In 1998, the connection to the public electrical network was completed.

On 1 February 2009, the lighthouse celebrated 75 years of operation on the Contendas Point. Presiding over the ceremony were representatives of the Portuguese and Azorean governments, the Maritime Department, and the Captain of the Port Authority of Angra do Heroísmo. Invited guests included the president of the local government, the Commandant of the Command Zone of the Azores, commander of the Air Base No. 4, U.S. Forces Commander, the President of the Historical Institute of Terceira, and other representatives of local authorities. Public activities which accompanied the speeches included the unveiling of an azulejo to mark the anniversary, the activation of a private radio transmitter, visits by 500 children from 14 schools in Angra do Heroísmo, Porto Judeu, São Sebastião, Praia da Vitória, Areeiro-Fontinhas, Vila Nova, Agualva, Outeiro, and general guided tours with a film "Faróis de Portugal, cinco séculos de história".

==Architecture==
Located along the maritime coast, in the south-east corner of the island of Terceira, called Ponta das Contendas, it is situated in an elevated zone, resulting in a focal point that is 54 metres above sea level. Although protected by a wall, the lighthouse (ARLHS AZO-007; PT-745; Admiralty D2664; NGA 23532) is on the edge of a high cliff, and accessible only from the Estrada 509, alongside several agricultural fields.

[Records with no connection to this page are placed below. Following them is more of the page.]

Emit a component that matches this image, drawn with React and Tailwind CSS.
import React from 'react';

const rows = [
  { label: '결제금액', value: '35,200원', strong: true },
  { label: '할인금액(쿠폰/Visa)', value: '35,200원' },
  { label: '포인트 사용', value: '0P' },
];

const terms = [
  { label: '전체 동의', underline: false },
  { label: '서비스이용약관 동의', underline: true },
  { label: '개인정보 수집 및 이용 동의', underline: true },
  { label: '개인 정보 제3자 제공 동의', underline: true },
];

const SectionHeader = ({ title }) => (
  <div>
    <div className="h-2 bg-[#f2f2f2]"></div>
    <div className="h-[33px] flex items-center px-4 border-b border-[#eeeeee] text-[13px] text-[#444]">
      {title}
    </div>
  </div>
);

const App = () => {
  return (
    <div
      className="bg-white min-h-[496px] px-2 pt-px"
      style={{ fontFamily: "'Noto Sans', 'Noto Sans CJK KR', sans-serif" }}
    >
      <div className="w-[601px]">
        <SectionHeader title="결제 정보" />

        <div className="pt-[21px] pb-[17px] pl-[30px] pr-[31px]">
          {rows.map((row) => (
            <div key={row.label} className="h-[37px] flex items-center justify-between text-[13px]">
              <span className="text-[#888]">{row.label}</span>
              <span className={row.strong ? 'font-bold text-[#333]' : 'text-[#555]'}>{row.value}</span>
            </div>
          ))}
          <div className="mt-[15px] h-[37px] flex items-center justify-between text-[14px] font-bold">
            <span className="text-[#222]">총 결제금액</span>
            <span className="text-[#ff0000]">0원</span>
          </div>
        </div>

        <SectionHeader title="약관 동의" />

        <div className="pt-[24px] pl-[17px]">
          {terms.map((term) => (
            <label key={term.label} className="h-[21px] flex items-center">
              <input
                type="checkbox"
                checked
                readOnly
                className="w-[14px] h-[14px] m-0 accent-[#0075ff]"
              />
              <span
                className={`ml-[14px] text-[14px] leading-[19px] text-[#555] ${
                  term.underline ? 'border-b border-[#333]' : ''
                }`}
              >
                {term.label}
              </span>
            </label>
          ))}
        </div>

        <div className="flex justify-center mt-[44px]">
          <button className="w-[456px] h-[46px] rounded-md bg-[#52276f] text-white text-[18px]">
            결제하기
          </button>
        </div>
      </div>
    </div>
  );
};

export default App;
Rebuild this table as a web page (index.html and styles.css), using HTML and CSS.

Its plan is composed of four inter-connected rectangular rooms connected by a central body (taking the form of a "H"), on which the main 13-metre-high prismatic white tower is surmounted by a red cupola. The lighthouse building complex consists of three spaces for lighthouse-keepers, two cisterns, an office and inspection room. The first floor terrace gives access to the tower, through two narrow openings, to the terrace, and from there to the dome structure, which is manufactured steel topped by a weather-vane. The building, which is circled by a cornice and terrace, is painted white. The light terrace and the lamp housing atop the building are painted red. The structure is interspersed with square sash windows and sills.

It is illuminated by crystal optic, with a third-order Fresnel rotation beacon, with a 500-millimetre focal length. The light characteristic is four flashes every fifteen seconds (Gp Fl.(4)W.R. 15s), white on 220°–020° and 044°–072° and red otherwise. It is visible for 23 nmi.